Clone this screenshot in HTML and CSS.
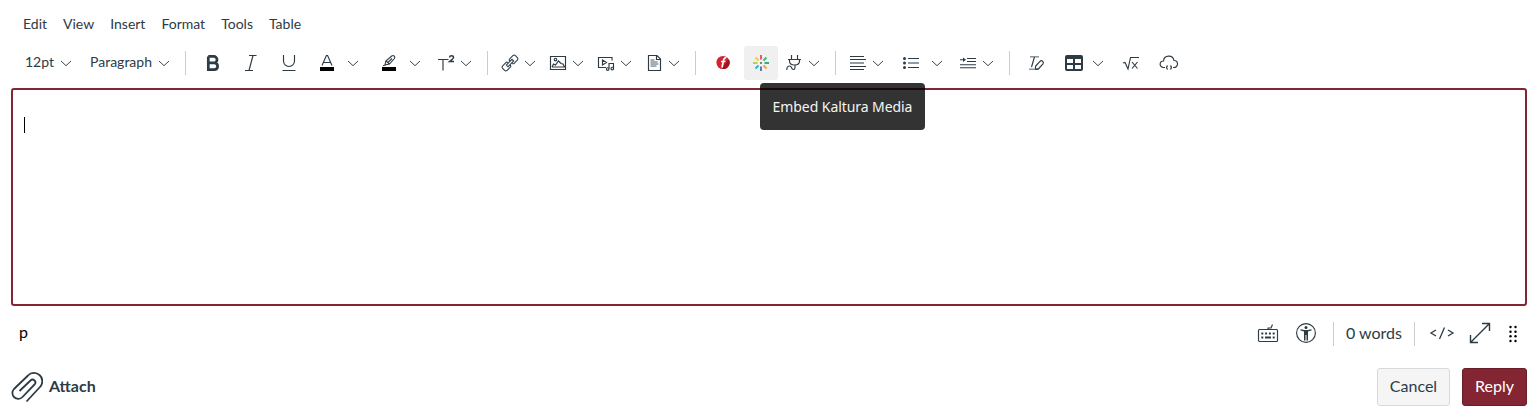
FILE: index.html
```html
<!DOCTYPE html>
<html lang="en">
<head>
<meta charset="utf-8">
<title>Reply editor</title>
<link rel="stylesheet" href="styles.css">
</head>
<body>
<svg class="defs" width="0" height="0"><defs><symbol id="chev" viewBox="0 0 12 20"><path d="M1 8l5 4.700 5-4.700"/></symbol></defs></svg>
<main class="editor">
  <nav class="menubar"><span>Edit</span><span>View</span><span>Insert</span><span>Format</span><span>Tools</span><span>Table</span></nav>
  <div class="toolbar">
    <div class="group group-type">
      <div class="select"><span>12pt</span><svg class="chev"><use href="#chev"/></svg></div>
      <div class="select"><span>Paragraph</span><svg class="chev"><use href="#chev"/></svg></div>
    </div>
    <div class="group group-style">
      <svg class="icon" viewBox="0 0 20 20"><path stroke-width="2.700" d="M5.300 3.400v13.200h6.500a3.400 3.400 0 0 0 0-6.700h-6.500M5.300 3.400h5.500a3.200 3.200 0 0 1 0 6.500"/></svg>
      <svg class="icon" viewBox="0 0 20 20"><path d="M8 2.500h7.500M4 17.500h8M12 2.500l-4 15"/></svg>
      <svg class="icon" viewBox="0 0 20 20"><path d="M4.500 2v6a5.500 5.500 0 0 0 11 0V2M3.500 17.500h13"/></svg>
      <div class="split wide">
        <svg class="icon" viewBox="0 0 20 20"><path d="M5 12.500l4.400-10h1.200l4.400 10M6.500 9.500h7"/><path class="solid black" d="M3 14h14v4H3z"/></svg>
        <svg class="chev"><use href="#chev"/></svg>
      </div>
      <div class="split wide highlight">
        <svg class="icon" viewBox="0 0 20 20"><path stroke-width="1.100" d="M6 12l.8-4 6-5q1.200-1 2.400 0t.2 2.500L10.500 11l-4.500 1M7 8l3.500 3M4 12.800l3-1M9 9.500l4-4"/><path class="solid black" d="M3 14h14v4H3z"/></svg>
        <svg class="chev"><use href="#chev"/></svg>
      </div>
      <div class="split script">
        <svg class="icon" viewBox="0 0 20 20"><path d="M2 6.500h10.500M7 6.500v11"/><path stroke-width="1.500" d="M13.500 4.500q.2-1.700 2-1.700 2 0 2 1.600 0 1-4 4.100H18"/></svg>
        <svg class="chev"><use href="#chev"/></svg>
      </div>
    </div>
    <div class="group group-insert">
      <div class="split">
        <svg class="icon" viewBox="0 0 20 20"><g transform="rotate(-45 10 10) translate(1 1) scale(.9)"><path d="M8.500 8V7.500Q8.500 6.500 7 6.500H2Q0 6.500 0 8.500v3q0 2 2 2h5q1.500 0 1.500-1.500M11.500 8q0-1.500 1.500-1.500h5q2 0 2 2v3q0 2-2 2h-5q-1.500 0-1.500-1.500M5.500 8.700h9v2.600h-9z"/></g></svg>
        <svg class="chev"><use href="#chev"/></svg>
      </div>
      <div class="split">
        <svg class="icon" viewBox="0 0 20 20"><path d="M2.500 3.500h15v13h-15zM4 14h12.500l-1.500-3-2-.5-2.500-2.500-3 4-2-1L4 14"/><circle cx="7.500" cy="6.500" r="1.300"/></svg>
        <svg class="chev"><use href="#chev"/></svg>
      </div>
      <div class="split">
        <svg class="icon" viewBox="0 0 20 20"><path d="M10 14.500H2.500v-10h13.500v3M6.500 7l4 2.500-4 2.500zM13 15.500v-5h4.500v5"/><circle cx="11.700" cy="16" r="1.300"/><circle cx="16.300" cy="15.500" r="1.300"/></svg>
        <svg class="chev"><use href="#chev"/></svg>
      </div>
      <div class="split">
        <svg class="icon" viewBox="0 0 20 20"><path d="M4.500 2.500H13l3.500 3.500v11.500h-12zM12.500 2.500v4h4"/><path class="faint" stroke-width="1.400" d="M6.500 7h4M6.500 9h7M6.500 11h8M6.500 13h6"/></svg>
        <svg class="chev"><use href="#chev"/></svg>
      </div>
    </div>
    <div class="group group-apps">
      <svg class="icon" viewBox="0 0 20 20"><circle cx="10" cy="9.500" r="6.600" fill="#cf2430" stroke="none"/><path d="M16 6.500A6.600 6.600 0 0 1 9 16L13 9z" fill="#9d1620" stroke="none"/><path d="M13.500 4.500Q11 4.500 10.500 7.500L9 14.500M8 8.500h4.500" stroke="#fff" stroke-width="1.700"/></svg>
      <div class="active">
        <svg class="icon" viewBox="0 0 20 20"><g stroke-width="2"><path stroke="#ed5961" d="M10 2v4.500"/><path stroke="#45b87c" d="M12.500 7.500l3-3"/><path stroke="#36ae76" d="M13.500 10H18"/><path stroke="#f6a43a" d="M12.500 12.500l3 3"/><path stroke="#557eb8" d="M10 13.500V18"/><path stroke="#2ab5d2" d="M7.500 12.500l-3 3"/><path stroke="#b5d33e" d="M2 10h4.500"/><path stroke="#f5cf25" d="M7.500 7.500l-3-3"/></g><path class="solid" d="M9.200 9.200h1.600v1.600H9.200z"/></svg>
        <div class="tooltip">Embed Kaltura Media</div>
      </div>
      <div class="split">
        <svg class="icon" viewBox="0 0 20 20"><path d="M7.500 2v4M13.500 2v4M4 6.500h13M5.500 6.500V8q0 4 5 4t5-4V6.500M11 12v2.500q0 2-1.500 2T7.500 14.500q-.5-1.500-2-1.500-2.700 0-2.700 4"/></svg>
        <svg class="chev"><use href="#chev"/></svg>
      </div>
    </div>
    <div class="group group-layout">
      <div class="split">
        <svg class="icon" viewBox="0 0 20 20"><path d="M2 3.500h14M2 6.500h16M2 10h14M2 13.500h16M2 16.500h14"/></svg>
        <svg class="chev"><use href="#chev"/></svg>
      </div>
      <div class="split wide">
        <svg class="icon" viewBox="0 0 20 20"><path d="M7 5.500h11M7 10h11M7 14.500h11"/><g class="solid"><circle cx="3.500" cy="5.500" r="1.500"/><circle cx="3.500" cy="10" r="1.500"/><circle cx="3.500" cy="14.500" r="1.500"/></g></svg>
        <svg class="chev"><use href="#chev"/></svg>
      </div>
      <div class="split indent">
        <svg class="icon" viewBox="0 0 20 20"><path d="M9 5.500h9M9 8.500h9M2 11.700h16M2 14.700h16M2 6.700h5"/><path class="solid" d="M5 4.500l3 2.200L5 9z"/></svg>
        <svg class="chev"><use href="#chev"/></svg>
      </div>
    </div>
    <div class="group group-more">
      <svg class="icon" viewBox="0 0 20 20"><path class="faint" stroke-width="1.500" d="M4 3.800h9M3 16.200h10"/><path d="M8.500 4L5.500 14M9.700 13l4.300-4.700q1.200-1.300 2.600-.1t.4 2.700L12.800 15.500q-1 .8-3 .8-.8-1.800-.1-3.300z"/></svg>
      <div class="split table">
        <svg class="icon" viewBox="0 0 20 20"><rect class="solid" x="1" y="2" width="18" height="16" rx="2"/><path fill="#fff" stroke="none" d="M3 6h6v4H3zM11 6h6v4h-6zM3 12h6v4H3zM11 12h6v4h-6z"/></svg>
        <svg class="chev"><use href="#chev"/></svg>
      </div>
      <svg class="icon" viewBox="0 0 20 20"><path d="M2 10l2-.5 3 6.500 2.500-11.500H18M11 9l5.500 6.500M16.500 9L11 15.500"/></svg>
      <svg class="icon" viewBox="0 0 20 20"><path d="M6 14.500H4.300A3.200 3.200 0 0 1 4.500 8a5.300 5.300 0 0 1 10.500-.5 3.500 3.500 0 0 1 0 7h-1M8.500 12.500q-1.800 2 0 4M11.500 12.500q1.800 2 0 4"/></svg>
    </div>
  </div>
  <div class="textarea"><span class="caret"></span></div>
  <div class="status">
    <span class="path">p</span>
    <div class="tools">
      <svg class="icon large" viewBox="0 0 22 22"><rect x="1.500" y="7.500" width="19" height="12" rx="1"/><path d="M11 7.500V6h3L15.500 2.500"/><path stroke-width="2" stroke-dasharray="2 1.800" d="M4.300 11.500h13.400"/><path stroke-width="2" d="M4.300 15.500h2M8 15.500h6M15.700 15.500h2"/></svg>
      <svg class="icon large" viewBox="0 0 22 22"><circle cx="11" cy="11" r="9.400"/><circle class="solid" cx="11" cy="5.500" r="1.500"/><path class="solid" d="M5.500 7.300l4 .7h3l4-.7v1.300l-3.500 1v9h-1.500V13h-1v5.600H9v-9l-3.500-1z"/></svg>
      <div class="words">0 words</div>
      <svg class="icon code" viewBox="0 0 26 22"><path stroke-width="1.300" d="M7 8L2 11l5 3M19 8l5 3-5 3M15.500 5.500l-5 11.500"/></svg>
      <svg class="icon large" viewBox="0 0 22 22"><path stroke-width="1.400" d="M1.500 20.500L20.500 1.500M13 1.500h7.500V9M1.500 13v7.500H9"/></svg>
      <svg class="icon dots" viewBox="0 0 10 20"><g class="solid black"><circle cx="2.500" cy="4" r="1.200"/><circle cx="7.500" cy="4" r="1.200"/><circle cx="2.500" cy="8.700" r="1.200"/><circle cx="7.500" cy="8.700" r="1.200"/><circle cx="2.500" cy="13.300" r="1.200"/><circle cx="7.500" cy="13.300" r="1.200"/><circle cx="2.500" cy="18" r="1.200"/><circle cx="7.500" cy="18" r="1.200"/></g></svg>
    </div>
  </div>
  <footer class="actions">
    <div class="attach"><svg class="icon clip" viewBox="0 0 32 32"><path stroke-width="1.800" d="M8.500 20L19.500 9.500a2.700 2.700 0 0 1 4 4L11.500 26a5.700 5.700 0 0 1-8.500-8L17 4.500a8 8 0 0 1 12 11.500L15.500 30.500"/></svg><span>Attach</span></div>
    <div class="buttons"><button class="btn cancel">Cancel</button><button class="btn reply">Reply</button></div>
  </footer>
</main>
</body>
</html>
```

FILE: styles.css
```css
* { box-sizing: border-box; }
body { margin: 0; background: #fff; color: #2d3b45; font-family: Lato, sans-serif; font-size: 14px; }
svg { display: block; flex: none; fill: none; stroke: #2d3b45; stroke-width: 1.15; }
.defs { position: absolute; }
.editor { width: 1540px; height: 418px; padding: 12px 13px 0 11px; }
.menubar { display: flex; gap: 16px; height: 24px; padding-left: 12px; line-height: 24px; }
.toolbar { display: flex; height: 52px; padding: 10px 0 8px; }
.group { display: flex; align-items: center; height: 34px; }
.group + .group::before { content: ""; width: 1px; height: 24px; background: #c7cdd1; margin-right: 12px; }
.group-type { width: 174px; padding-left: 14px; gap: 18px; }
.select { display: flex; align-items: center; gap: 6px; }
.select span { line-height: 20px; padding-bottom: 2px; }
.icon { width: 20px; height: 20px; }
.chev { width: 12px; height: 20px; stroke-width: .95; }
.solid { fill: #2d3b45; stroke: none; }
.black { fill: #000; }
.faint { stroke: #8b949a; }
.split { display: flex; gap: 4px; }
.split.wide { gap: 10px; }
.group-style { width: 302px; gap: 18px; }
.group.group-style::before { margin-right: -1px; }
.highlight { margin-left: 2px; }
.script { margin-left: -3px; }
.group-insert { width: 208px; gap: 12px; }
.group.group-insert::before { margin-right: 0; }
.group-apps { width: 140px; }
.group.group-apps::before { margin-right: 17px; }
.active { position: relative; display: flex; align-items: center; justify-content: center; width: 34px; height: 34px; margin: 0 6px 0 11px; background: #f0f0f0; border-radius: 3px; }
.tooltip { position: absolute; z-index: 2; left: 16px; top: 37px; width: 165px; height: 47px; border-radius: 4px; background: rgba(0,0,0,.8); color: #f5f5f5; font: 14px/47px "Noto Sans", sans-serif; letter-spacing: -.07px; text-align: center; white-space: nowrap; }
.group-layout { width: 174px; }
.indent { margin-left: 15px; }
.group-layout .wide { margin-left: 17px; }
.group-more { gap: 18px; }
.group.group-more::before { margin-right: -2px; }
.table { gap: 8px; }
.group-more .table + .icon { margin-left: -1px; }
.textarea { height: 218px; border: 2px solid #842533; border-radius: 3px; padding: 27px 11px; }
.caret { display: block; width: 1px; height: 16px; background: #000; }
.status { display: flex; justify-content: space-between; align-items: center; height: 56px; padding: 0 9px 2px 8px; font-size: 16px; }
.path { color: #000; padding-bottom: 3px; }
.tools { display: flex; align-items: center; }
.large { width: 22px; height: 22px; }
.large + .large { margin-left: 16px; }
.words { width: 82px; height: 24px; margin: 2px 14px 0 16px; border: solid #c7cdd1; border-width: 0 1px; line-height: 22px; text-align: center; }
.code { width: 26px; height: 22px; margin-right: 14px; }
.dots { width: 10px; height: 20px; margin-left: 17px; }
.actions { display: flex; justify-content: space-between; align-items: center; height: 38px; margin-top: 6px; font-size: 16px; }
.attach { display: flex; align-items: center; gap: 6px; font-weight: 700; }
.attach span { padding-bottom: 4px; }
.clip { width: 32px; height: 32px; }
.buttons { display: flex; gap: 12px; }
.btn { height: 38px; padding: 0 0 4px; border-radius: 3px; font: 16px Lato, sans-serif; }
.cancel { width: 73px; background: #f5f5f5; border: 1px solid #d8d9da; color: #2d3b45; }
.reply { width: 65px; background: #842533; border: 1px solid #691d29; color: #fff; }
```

::::

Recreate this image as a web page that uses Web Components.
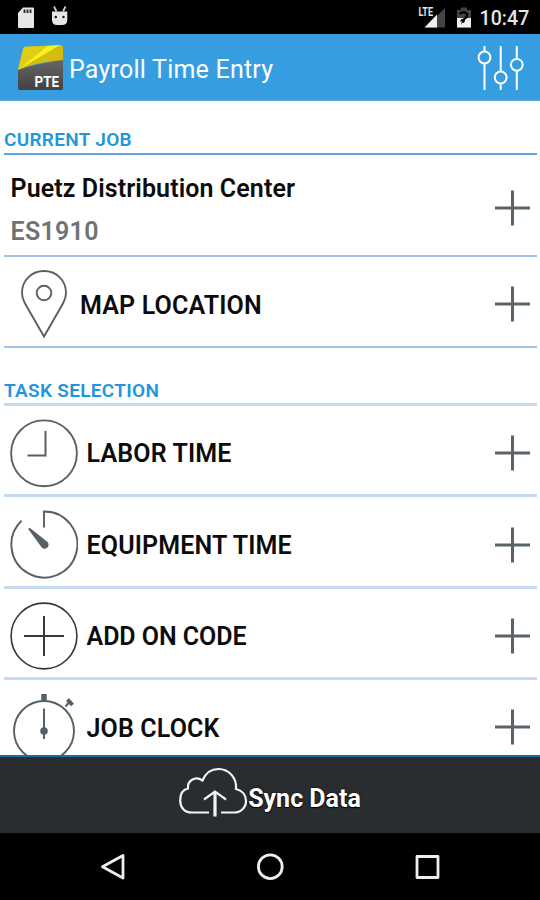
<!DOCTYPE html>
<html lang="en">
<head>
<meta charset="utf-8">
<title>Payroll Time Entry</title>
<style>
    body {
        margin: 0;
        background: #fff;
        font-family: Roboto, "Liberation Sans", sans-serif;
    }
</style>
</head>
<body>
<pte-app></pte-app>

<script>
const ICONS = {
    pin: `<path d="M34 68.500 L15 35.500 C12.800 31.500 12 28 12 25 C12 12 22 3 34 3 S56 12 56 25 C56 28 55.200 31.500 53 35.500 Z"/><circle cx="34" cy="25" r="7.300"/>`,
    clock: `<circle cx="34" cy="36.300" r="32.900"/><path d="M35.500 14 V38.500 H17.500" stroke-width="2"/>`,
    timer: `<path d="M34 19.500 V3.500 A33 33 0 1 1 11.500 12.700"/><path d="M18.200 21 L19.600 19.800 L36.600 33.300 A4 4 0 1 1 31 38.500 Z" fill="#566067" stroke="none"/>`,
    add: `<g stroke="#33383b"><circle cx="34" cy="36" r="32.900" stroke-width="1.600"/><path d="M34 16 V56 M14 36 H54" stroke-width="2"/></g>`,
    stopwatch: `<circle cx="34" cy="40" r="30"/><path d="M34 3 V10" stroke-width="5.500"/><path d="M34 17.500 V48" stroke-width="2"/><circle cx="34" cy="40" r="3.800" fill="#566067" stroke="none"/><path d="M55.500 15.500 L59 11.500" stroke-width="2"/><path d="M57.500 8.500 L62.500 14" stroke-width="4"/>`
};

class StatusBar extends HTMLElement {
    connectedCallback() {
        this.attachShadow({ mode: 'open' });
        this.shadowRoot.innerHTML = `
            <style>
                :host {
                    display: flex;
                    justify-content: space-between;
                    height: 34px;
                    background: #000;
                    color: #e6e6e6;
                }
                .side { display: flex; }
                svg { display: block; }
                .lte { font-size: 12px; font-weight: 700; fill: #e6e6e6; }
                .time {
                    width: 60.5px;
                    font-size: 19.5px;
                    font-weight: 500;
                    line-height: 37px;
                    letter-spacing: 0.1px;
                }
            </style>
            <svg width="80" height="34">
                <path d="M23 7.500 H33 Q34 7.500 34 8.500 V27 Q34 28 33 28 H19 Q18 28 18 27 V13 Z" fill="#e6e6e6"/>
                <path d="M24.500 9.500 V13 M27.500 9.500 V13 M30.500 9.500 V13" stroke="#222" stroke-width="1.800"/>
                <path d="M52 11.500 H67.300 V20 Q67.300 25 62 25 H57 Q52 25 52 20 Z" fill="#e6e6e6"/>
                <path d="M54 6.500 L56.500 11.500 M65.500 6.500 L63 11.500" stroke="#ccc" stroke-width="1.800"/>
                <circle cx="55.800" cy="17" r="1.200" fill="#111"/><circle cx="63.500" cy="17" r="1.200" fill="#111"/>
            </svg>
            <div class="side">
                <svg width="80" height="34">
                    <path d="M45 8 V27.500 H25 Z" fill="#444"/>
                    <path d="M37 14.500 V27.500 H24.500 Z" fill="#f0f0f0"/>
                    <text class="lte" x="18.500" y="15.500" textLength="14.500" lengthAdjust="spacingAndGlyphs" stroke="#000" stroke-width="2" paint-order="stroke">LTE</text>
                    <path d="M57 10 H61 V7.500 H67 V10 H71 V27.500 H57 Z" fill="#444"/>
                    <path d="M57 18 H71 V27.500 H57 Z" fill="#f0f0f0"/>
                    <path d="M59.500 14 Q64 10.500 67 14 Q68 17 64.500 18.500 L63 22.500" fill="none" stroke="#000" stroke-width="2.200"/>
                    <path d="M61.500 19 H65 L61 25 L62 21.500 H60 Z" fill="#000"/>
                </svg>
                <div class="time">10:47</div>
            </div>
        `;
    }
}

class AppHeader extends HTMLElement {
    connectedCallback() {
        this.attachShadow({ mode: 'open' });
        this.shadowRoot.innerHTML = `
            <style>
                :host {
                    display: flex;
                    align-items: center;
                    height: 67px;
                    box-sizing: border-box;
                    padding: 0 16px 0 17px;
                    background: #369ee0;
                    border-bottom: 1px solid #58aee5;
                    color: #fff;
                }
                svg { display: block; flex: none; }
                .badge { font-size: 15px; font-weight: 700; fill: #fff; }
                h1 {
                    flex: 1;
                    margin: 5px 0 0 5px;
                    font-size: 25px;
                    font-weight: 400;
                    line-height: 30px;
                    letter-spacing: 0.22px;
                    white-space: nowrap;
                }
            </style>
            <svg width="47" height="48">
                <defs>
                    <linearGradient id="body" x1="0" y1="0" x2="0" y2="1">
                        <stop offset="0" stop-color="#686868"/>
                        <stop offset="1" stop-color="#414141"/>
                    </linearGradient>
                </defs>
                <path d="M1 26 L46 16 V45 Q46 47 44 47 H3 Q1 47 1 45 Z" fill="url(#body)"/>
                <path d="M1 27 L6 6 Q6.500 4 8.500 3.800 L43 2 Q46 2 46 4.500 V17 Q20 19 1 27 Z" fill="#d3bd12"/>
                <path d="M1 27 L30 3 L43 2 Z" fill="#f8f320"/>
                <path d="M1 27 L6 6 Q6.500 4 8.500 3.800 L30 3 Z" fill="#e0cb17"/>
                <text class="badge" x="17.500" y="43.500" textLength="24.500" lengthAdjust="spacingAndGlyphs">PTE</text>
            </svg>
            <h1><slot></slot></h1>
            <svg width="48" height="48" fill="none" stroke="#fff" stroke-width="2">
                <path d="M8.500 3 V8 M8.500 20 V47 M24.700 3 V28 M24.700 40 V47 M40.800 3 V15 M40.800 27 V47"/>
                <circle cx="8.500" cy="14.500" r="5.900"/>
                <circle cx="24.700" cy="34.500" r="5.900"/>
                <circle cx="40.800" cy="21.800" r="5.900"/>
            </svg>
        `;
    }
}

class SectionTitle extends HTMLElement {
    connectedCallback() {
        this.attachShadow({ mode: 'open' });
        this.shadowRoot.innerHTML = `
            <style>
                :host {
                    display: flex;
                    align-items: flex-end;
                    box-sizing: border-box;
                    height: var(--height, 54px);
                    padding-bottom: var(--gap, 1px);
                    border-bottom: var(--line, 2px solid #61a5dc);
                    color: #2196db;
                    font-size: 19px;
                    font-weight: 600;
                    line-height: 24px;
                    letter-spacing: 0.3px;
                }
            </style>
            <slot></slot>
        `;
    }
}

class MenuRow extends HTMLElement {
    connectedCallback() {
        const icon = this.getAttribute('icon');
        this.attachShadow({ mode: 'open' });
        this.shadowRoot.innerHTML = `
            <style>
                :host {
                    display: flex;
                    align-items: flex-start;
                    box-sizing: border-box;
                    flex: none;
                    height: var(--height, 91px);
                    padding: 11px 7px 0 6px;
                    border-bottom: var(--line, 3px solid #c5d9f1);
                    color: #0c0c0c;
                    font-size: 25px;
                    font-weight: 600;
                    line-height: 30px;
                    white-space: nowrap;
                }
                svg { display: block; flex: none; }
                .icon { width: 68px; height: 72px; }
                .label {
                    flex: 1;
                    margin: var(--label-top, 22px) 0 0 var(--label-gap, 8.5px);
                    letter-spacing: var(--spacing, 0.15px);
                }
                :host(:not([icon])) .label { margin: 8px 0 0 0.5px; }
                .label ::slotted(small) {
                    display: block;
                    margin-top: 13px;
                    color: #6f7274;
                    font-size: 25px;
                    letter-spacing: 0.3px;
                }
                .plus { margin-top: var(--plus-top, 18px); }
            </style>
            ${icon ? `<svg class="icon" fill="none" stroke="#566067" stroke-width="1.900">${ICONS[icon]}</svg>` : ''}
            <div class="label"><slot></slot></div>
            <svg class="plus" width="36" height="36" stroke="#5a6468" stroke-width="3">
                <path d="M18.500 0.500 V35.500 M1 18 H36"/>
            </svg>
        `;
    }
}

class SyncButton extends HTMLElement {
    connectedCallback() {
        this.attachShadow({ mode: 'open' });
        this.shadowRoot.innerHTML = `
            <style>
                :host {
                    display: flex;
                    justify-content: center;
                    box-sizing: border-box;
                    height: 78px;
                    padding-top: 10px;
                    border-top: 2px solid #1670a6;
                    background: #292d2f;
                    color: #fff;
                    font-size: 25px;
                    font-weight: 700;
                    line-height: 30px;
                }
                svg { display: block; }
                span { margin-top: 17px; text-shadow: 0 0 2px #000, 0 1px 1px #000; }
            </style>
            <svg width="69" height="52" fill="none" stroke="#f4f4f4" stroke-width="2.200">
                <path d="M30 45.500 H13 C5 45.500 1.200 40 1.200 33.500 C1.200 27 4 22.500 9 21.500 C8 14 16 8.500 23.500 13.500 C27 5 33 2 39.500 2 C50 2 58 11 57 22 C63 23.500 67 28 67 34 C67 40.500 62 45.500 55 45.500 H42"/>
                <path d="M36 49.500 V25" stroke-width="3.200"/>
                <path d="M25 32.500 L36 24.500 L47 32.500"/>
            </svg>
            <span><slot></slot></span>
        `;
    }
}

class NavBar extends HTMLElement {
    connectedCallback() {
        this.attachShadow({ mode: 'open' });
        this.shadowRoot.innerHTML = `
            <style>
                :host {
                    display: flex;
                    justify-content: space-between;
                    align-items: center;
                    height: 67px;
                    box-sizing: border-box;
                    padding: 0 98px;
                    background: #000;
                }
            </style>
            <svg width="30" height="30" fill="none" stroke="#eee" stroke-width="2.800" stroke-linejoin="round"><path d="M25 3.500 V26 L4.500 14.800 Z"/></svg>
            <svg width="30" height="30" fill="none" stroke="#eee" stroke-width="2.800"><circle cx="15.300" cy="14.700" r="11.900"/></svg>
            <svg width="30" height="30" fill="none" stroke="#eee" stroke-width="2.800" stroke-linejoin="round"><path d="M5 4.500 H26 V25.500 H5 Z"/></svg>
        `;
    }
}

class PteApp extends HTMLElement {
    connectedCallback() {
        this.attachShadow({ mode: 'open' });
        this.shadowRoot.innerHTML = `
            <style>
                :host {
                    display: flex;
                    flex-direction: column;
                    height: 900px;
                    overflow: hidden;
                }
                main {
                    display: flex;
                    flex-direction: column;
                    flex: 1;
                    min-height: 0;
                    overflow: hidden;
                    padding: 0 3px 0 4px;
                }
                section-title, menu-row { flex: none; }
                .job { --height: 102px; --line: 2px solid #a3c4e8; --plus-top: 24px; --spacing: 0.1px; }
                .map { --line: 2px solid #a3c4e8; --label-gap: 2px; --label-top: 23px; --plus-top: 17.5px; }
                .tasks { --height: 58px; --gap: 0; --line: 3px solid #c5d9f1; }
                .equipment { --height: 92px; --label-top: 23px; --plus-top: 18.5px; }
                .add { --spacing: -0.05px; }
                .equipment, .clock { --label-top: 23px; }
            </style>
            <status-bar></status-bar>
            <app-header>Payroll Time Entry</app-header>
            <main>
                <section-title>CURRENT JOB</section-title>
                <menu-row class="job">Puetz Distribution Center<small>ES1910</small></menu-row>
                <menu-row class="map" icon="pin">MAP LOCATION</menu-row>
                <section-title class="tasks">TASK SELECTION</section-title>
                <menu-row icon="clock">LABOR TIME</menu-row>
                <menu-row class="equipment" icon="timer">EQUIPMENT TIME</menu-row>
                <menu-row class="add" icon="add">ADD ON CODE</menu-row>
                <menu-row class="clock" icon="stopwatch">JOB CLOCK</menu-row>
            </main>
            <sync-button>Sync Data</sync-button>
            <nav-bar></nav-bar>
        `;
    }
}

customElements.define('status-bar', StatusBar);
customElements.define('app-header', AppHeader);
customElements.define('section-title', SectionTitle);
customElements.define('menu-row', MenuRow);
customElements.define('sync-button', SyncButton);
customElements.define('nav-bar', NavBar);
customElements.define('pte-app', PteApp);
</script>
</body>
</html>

::::

▸ What to work on:
Leave the pictures out and copy exactly the lines from the one with "Recreate this image" through the one with "<pte-app></pte-app>", nothing more.

▸ Right answer:
Recreate this image as a web page that uses Web Components.
<!DOCTYPE html>
<html lang="en">
<head>
<meta charset="utf-8">
<title>Payroll Time Entry</title>
<style>
    body {
        margin: 0;
        background: #fff;
        font-family: Roboto, "Liberation Sans", sans-serif;
    }
</style>
</head>
<body>
<pte-app></pte-app>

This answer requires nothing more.